On a eu beau critiquer, voire même se gausser de la piété mariale, c’est tout simplement qu’on ignorait ce qu’elle était. Cette piété-là, loin de tout excès et de toute démonstration, est toute de discrétion et de pudeur ; c’est une affaire de femmes, dit-on en souriant, c’est vrai, une affaire de femmes, mais j’ajoute : de femmes puissantes parce qu’elles ne savent que trop leurs faiblesses et leurs épreuves, et souvent aussi leurs lassitudes – mais puissantes plus encore parce qu’elles savent combattre pour transmettre la vie sans la garder pour elles, dans un « oui », un « fiat » d’une fidélité absolue
Cela, j’en aurai pris vive conscience à la mort, il y a quatre ans, de ma propre mère – elle s’est remise entièrement entre les mains de Dieu dans la nuit du 8 septembre (ce jour où on célèbre la Nativité de la Vierge Marie). Oui, grâce à ce qu’aura dit mon frère Philippe, jésuite de son état, et qui soulignait, au moment du dernier Adieu, ce à quoi j’avais été sans doute moins sensible. Je le cite :
« Notre mère aimait beaucoup la Sainte Vierge. Enfants, elle nous a appris à ne pas douter de sa protection, et jusqu’au bout elle s’est confiée à elle. Et ce n’est sans doute pas un hasard si son passage en Dieu a commencé le jour de la fête de la Nativité de la Vierge. |…] ‘’Que tout se passe pour moi selon ta parole’’. En disant « oui » à l‘ange Gabriel, Marie a cru que « rien n’est impossible à Dieu ». Elle a permis à l’œuvre du Seigneur de s’accomplir et elle nous a donné Jésus. Ce oui de Marie, le oui qu’elle a redit au pied de la croix, je voudrais qu’il naisse aujourd’hui dans le cœur de chacun de nous et qu’il nous ouvre à l’espérance. C’est le cadeau le plus précieux que notre maman nous laisse en partant. »
Et j’ajouterai ceci : affaire de femmes, vous disais-je, oui ô combien, car entre femmes, entre mères plus encore, elles s’entendent : ainsi notre mère avec la Sainte Vierge. Il aurait fallu que vous l’entendiez entonner ce cantique qu’elle avait découvert avec ravissement, le jour de mon engagement définitif vers la prêtrise, le 15 mai 1971 :
« Vierge bénie entre toutes les femmes, Mère choisie entre toutes les mères,
Mère du Christ et mère des hommes, donne-nous ton fils, donne-nous ton fils ».
Ce n’était plus un cantique, c’était son chant de victoire : tu nous donnes ton fils, voici les deux miens puisqu’ils l’ont ainsi choisi.
Je vous parle de ma mère, vous ne vous en étonnerez pas, parce que je pense que c’est vrai pour beaucoup, d’abord des chrétiens, des baptisés, en leur fidélité plus ou moins affirmée – et même au-delà, pour tous, je dis bien pour tous.
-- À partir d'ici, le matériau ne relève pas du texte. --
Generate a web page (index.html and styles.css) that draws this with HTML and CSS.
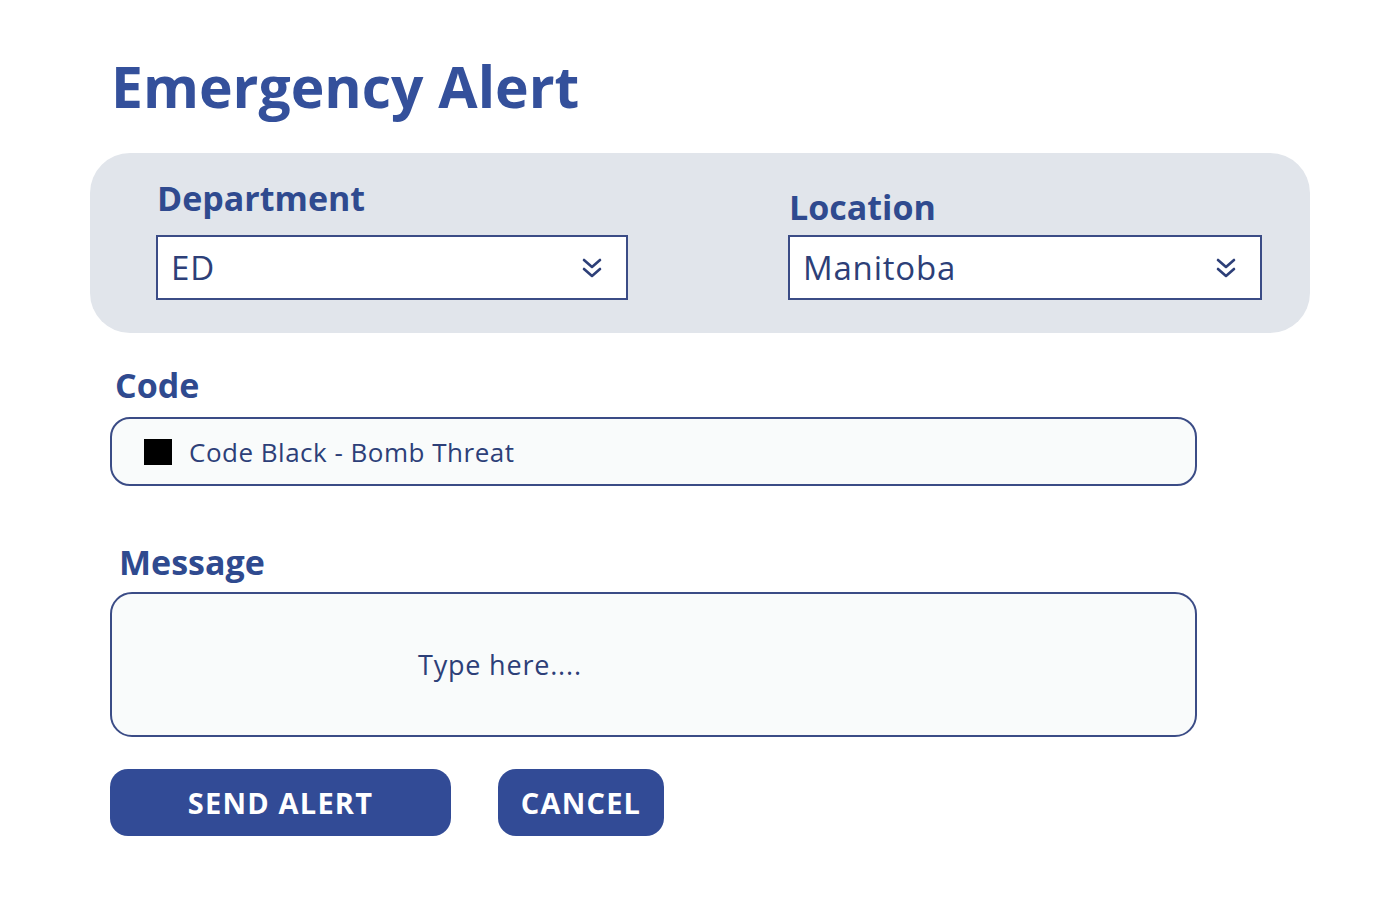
FILE: index.html
```html
<!DOCTYPE html>
<html lang="en">
<head>
<meta charset="utf-8">
<title>Emergency Alert</title>
<link rel="stylesheet" href="styles.css">
</head>
<body>
<main class="page">
  <h1 class="title">Emergency Alert</h1>

  <section class="panel">
    <div class="field">
      <label class="field-label">Department</label>
      <div class="select">
        <span class="select-value">ED</span>
        <svg class="chev" viewBox="0 0 20 22" width="20" height="22" aria-hidden="true">
          <polyline points="2,3 10,10 18,3" />
          <polyline points="2,12 10,19 18,12" />
        </svg>
      </div>
    </div>
    <div class="field field-loc">
      <label class="field-label">Location</label>
      <div class="select">
        <span class="select-value">Manitoba</span>
        <svg class="chev" viewBox="0 0 20 22" width="20" height="22" aria-hidden="true">
          <polyline points="2,3 10,10 18,3" />
          <polyline points="2,12 10,19 18,12" />
        </svg>
      </div>
    </div>
  </section>

  <section class="form">
    <label class="form-label code-label">Code</label>
    <div class="code-box">
      <span class="swatch"></span>
      <span class="code-text">Code Black - Bomb Threat</span>
    </div>

    <label class="form-label msg-label">Message</label>
    <div class="msg-box">
      <span class="placeholder">Type here....</span>
    </div>

    <div class="actions">
      <button class="btn btn-send">SEND ALERT</button>
      <button class="btn btn-cancel">CANCEL</button>
    </div>
  </section>
</main>
</body>
</html>
```

FILE: styles.css
```css
* { box-sizing: border-box; }

html, body {
  margin: 0;
  padding: 0;
  background: #ffffff;
}

body {
  font-family: "Open Sans", "Noto Sans", sans-serif;
  color: #2f4a8f;
}

.page {
  width: 1220px;
  margin-left: 90px;
  padding-top: 46px;
}

.title {
  margin: 0 0 0 21px;
  font-size: 57px;
  line-height: 80px;
  font-weight: 700;
  color: #34509b;
  letter-spacing: 0;
}

.panel {
  margin-top: 27px;
  height: 180px;
  background: #e1e5eb;
  border-radius: 40px;
  padding: 0 48px 33px 66px;
  display: grid;
  grid-template-columns: 472px 474px;
  column-gap: 160px;
  align-items: end;
}

.field {
  display: flex;
  flex-direction: column;
}

.field-label {
  font-size: 34px;
  line-height: 40px;
  font-weight: 700;
  color: #2f4a8f;
  margin-left: 1px;
  margin-bottom: 17px;
}

.field-loc .field-label {
  margin-bottom: 8px;
}

.select {
  height: 65px;
  background: #ffffff;
  border: 2px solid #3b4c86;
  display: flex;
  align-items: center;
  justify-content: space-between;
  padding: 0 24px 0 13px;
}

.select-value {
  font-size: 33px;
  font-weight: 400;
  letter-spacing: 0.8px;
  color: #2d3f78;
}

.chev {
  fill: none;
  stroke: #2d3f78;
  stroke-width: 2.6;
  stroke-linecap: round;
  stroke-linejoin: round;
}

.form {
  margin-left: 20px;
  width: 1087px;
}

.form-label {
  display: block;
  font-size: 34px;
  line-height: 40px;
  font-weight: 700;
  color: #2f4a8f;
}

.code-label {
  margin-top: 32px;
  margin-left: 5px;
}

.code-box {
  margin-top: 12px;
  height: 69px;
  border: 2.5px solid #3b4c86;
  border-radius: 20px;
  background: #f9fbfb;
  display: flex;
  align-items: center;
  padding-left: 32px;
}

.swatch {
  width: 28px;
  height: 26px;
  background: #000000;
  margin-right: 17px;
}

.code-text {
  font-size: 26px;
  letter-spacing: 0.5px;
  color: #2d3f78;
}

.msg-label {
  margin-top: 56px;
  margin-left: 9px;
}

.msg-box {
  margin-top: 10px;
  height: 145px;
  border: 2.5px solid #3b4c86;
  border-radius: 22px;
  background: #f9fbfb;
  display: flex;
  align-items: center;
  padding-left: 306px;
}

.placeholder {
  font-size: 27px;
  letter-spacing: 0.8px;
  color: #2d3f78;
}

.actions {
  margin-top: 32px;
  display: flex;
  gap: 47px;
}

.btn {
  height: 67px;
  border: none;
  border-radius: 18px;
  background: #324b96;
  color: #ffffff;
  font-family: "Open Sans", "Noto Sans", sans-serif;
  font-size: 29px;
  font-weight: 700;
  letter-spacing: 1.2px;
  padding: 0;
  cursor: pointer;
}

.btn-send { width: 341px; }
.btn-cancel { width: 166px; }
```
Car, qu’on le veuille ou non, Marie est pour tous Notre Dame ; et cela, on l’a pressenti le lundi 15 avril, quand la cathédrale Notre-Dame de Paris s’est embrasée dans les flammes, et tous qui regardaient, bouleversés d’émotion, ces jeunes gens, effondrés dans les bras l’un de l’autre, pleurant à chaudes larmes, ou à genoux, balbutiant les mots de la prière que nous a apprise notre mère ou notre grand-mère, prière virile s’il en est : « Sainte Marie, Mère de Dieu, priez pour nous, pauvres pécheurs, maintenant et à l’heure de notre mort. Amen ».
Tout cela est juste et bon, car qui est Marie au fond, elle à qui le Concile Vatican II a restitué sa véritable place qu’on avait un peu oubliée dans les emballements de la dévotion ? Elle est l’icône de l’Église, en sa perfection lumineuse et qui ne défaille point, quand bien même cette Église, on ne le constate que trop ces temps-ci – et c’est notre humiliation – quand bien même cette Église est dévoyée, impure et infidèle.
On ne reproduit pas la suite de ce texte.